“As you’re growing and trying to establish as a researcher, PSI is a very good ally for you as a physician to establish your research program. PSI funding is like a bridge between small departmental grants and large agencies. PSI funding can propel you toward establishing such a program and becoming a world leader in your area of research.” – Dr. Venkatesh Thiruganasambandamoorthy
A research program supported by PSI Foundation has become the world’s largest study on syncope (fainting) in the emergency department.
“As we built the program one step at a time, we have recruited close to 9,000 patients,” says Dr. Venkatesh Thiruganasambandamoorthy, an emergency physician and scientist at The Ottawa Hospital. “Just by putting one brick after another together, we have become the world’s largest program on emergency department syncope.”
About 10% of patients who come to the emergency department after fainting will have a serious outcome, such as bleeding, pulmonary embolism or heart conditions. In many cases, physicians can diagnose a serious cause of syncope after examining the patient. But for a small proportion of patients, the cause is unclear.
Working in the emergency department and seeing many patients who presented after fainting, Dr. Thiruganasambandamoorthy recognized that emergency physicians needed a tool to predict which patients are at highest risk of a serious outcome. He intended to do a small chart review of patients, but as he started reading the literature, he found that very little research had been done about the outcomes of syncope patients, despite about 160,000 syncope patients coming to Canadian emergency departments every year.
In 2009, Dr. Thiruganasambandamoorthy received a PSI research grant to develop a clinical decision tool to predict which patients who present to the emergency department after syncope are at highest risk of having a serious issue diagnosed within 30 days.
With the PSI funding, he and his team collected data from two emergency departments at The Ottawa Hospital a number of variables during a patient’s initial evaluation, and they reviewed patient outcomes for the 30 days after the initial visit to identify the variables strongly associated with serious outcomes. They then received CIHR funding to add more sites and increase the number of patients studied, ultimately developing the Canadian Syncope Risk Score.
After the tool was developed, they validated it in nine additional centres across Canada.
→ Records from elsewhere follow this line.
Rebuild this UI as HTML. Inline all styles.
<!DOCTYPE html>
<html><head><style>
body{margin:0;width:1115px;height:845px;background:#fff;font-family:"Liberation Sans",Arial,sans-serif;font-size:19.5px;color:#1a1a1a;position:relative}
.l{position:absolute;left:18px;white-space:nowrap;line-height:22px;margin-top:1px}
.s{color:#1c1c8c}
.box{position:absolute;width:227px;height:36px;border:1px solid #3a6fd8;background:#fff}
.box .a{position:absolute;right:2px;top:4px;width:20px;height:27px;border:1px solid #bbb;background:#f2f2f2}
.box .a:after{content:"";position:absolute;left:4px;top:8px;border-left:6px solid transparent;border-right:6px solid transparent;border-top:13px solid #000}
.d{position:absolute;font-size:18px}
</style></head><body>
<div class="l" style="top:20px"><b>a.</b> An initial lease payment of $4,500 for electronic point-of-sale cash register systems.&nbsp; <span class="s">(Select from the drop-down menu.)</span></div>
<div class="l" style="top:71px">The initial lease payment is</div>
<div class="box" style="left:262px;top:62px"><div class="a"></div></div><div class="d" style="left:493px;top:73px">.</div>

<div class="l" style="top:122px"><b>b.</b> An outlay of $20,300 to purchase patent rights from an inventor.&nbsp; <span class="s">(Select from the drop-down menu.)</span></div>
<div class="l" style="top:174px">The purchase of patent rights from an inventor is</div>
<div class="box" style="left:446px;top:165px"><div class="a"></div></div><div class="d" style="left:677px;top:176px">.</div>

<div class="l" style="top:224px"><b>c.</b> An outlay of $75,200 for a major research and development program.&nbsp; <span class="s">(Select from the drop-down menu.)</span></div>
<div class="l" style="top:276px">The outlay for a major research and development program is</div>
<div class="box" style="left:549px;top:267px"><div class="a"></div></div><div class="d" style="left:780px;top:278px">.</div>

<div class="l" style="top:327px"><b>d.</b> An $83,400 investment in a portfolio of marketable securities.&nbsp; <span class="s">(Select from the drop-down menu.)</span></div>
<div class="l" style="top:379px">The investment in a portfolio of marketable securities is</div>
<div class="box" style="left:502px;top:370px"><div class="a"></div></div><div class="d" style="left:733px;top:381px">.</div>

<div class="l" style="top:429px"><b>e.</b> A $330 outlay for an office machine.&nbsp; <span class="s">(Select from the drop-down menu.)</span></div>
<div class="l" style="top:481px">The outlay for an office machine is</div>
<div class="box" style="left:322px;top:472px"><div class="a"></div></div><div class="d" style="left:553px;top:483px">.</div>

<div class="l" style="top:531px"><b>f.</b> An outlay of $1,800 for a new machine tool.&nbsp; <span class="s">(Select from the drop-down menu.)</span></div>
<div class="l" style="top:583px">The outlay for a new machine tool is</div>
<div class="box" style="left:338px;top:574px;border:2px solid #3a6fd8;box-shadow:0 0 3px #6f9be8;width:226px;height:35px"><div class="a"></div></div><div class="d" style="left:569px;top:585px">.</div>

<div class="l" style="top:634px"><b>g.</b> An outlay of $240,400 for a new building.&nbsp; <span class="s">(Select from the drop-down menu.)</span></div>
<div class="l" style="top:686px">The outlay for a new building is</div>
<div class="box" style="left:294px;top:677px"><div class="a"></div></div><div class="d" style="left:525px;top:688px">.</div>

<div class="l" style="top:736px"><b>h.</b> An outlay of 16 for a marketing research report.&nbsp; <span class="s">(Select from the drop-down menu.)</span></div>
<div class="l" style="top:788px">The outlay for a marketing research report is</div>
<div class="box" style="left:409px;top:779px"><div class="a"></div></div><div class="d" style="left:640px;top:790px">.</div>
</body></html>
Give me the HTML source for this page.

The tool is now validated in eight countries and is recognized as the most robust and accurate of the available syncope risk scores.
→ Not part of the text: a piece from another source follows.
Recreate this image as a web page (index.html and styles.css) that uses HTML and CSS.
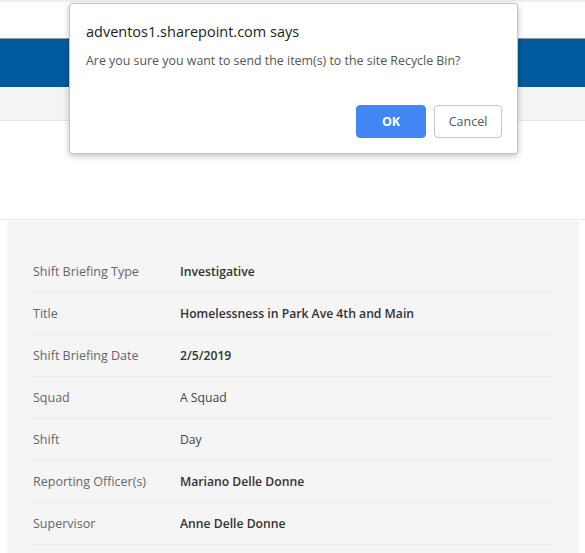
FILE: index.html
```html
<!DOCTYPE html>
<html>
<head>
<meta charset="utf-8">
<link rel="stylesheet" href="styles.css">
</head>
<body>
<div class="topstrip"></div>
<div class="header"></div>
<div class="nav"></div>
<div class="commandbar"></div>
<div class="hero"></div>
<div class="panel">
  <div class="row"><div class="label">Shift Briefing Type</div><div class="value">Investigative</div></div>
  <div class="row"><div class="label">Title</div><div class="value">Homelessness in Park Ave 4th and Main</div></div>
  <div class="row"><div class="label">Shift Briefing Date</div><div class="value">2/5/2019</div></div>
  <div class="row"><div class="label">Squad</div><div class="value light">A Squad</div></div>
  <div class="row"><div class="label">Shift</div><div class="value light">Day</div></div>
  <div class="row"><div class="label">Reporting Officer(s)</div><div class="value">Mariano Delle Donne</div></div>
  <div class="row"><div class="label">Supervisor</div><div class="value">Anne Delle Donne</div></div>
</div>
<div class="dialog">
  <div class="dlg-title">adventos1.sharepoint.com says</div>
  <div class="dlg-msg">Are you sure you want to send the item(s) to the site Recycle Bin?</div>
  <div class="dlg-buttons">
    <button class="btn btn-ok">OK</button>
    <button class="btn btn-cancel">Cancel</button>
  </div>
</div>
</body>
</html>
```
FILE: styles.css
```css
html, body {
  margin: 0;
  padding: 0;
  background: #ffffff;
  font-family: "Open Sans", "Noto Sans", sans-serif;
  overflow: hidden;
}
.topstrip { height: 2px; background: #efefef; }
.header { height: 36px; background: #ffffff; }
.nav {
  height: 48px;
  background: #005a9e;
  border-top: 1px solid #8e9aa6;
}
.commandbar {
  height: 33px;
  background: #f4f4f4;
  border-bottom: 1px solid #e6e6e6;
}
.hero {
  height: 98px;
  background: #ffffff;
  border-bottom: 1px solid #ececec;
}
.panel {
  margin: 1px 6px 0 7px;
  background: #f5f5f5;
  padding: 30px 29px 20px 26px;
}
.row {
  display: flex;
  align-items: center;
  height: 41px;
  border-bottom: 1px solid #e9e9e9;
}
.label {
  width: 147px;
  font-size: 12.5px;
  color: #666666;
}
.value {
  font-size: 12.2px;
  font-weight: 600;
  color: #333333;
}
.value.light {
  font-weight: 500;
  color: #444444;
}
.dialog {
  position: absolute;
  left: 69px;
  top: 3px;
  width: 447px;
  height: 149px;
  background: #ffffff;
  border: 1px solid #c4c4c4;
  border-radius: 3px;
  box-shadow: 0 2px 6px rgba(0, 0, 0, 0.25);
  box-sizing: content-box;
}
.dlg-title {
  margin: 18px 0 0 16px;
  font-size: 14.5px;
  color: #222222;
  line-height: 20px;
}
.dlg-msg {
  margin: 10px 0 0 16px;
  font-size: 12.4px;
  color: #555555;
  line-height: 18px;
}
.dlg-buttons {
  display: flex;
  justify-content: flex-end;
  gap: 8px;
  margin: 35px 15px 0 0;
}
.btn {
  height: 33px;
  border-radius: 4px;
  font-family: "Open Sans", "Noto Sans", sans-serif;
  font-size: 12.5px;
  padding: 0;
  cursor: default;
}
.btn-ok {
  width: 70px;
  background: #4285f4;
  border: 1px solid #4285f4;
  color: #ffffff;
  font-weight: 700;
}
.btn-cancel {
  width: 68px;
  background: #ffffff;
  border: 1px solid #c6c6c6;
  color: #555555;
}
```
PSI research award will pilot implementation of syncope risk score
The Canadian Syncope Risk Score provides emergency physicians with the probability of a patient having a serious outcome within 30 days based on several factors from the physician’s clinical evaluation and investigations. It also suggests optimal timelines for patients in each risk category to remain in the emergency department for observation, thereby helping patients have the best outcomes and physicians allocate health-care resources.
With the design and validation complete, Dr. Thiruganasambandamoorthy received a PSI-50 Mid-Career Clinical Research Award in early 2020 to implement the Canadian Syncope Risk Score in 20 centres across Canada. The one-time award, which was established to celebrate PSI’s 50th anniversary, provides up to $300,000 over three or four to support mid-career clinician-researchers – who often need to balance additional academic and clinical responsibilities – by protecting 50% of their time for research.
Dr. Thiruganasambandamoorthy says that supporting mid-career investigators is critical to continue the momentum that can be built through the early career awards. “After you have developed a budding researcher who has established a program, you want to sustain that program so that they have an impact on the health of Ontarians,” he says. “This PSI award is an important supplement for clinician-researchers.”
Over the past year, Dr. Thiruganasambandamoorthy and his team have been working with implementation scientists and end users to lay the groundwork for implementing the tool. They hope to start a pilot project once the burden on hospitals from the third wave of COVID-19 starts to ease.
Dr. Thiruganasambandamoorthy says the first PSI grant was instrumental in his career. In addition to establishing a world-leading research program, he has authored a chapter in a premier emergency medicine textbook and has received a mid-career lecture award from the CIHR Institute of Circulatory and Respiratory Health and the Canadian Association of Emergency Physicians.
“By starting slow, and then building on the funding opportunities that are available for physicians, you can establish a large program and be recognized at the national and international levels,” he says.